Sibanye-Stillwater not alone as Southern Africa counterparts weigh own vaccination rollout

SIBANYE-Stillwater, the South African precious metals miner, is an outlier in terms of securing Covid-19 vaccinations, insisting it will explore rolling out the jabs to its employees and family members independently. “We are still engaging with government,” said James Wellsted, head of investor relations for the company, last week.

In contrast, the rest of the South African mining sector says it will wait on the government’s vaccination plans which are currently undetermined amid evidence that the supply of the preferred vaccination, the Johnson & Johnson antidote, will only become available in significant volumes during the second quarter.

But Sibanye-Stillwater is by no means alone as other mining firms operating in southern Africa weigh their alternatives.

Lesotho diamond miner, GEM Diamonds, said last week it was discussing procuring a vaccination from the United Nations’ UNICEF, as well as directly from pharmaceutical companies. “We cannot just rely on the state,” Clifford Elphick, CEO of GEM Diamonds, told analysts and media at the firm’s year-end results presentation last week.

“The timeline for vaccinations in Mozambque and Africa more widely isn’t the same as it might be in North America or Europe,” said Jeremy Dibb, head of investor relations for Kenmare Resources, a Dublin-listed operator of the Moma mineral sands mine, when asked about his firm’s vaccination procurement plans.

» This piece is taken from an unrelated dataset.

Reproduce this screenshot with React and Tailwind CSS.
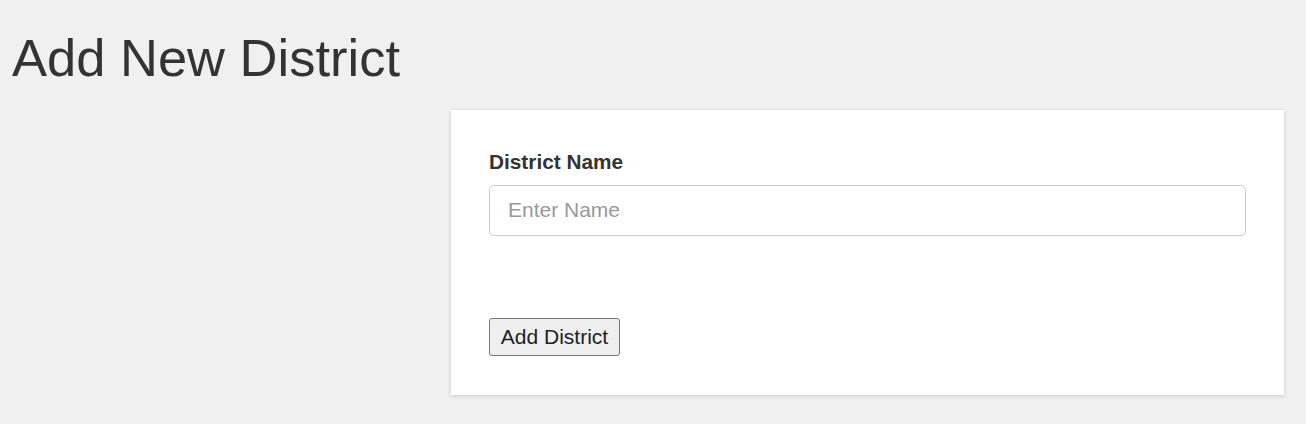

“We are exploring options on a number of different fronts, but at the moment I can’t be more specific,” he said.

He added, however, that his company had “… worked closely with the Mozambican government in establishing an on-site testing facility. The company has an outbreak of Covid-19 that has impacted the availability of management at its operations.

Stuart Gale, interim CEO of Resolute Mining, said his company was keeping its options open regarding vaccinations. The company operates in Mali, which recently underwent a government coup, as well as in Senegal. “We are looking into various avenues,” he said in an interview last week. “There is potential to buy directly, but we need to be 100% sure that it will satisfy all our requirements,” he said.

For Resolute Mining, there is also the matter of how efficacious a vaccination would be when a number of employees operate on a FIFO (fly-in, fly-out) basis. “We have to decide, what does a vaccination mean,” said Gale referring to the mobility of employees.

Said Sibanye-Stillwater’s Wellsted of his firm’s approach to vaccinations: “We tend to be a more proactive company, so we are just asking: ‘what is it we can do’. The South African government intends to innoculate two-thirds of the country’s population by year-end, but health minister, Zweli Mkhize, has acknowledged potential slippage.

“Our employees will probably get the vaccination in the next phase (of the roll-out plan after healthcare workers) but we are asking if their families can get it too,” said Wellsted.

The private sector is already driving South Africa’s vaccination strategy. The Solidarity Fund, which is supported by the private sector, has committed R250m to procure vaccinations whilst saying it will raise another R250m from donors.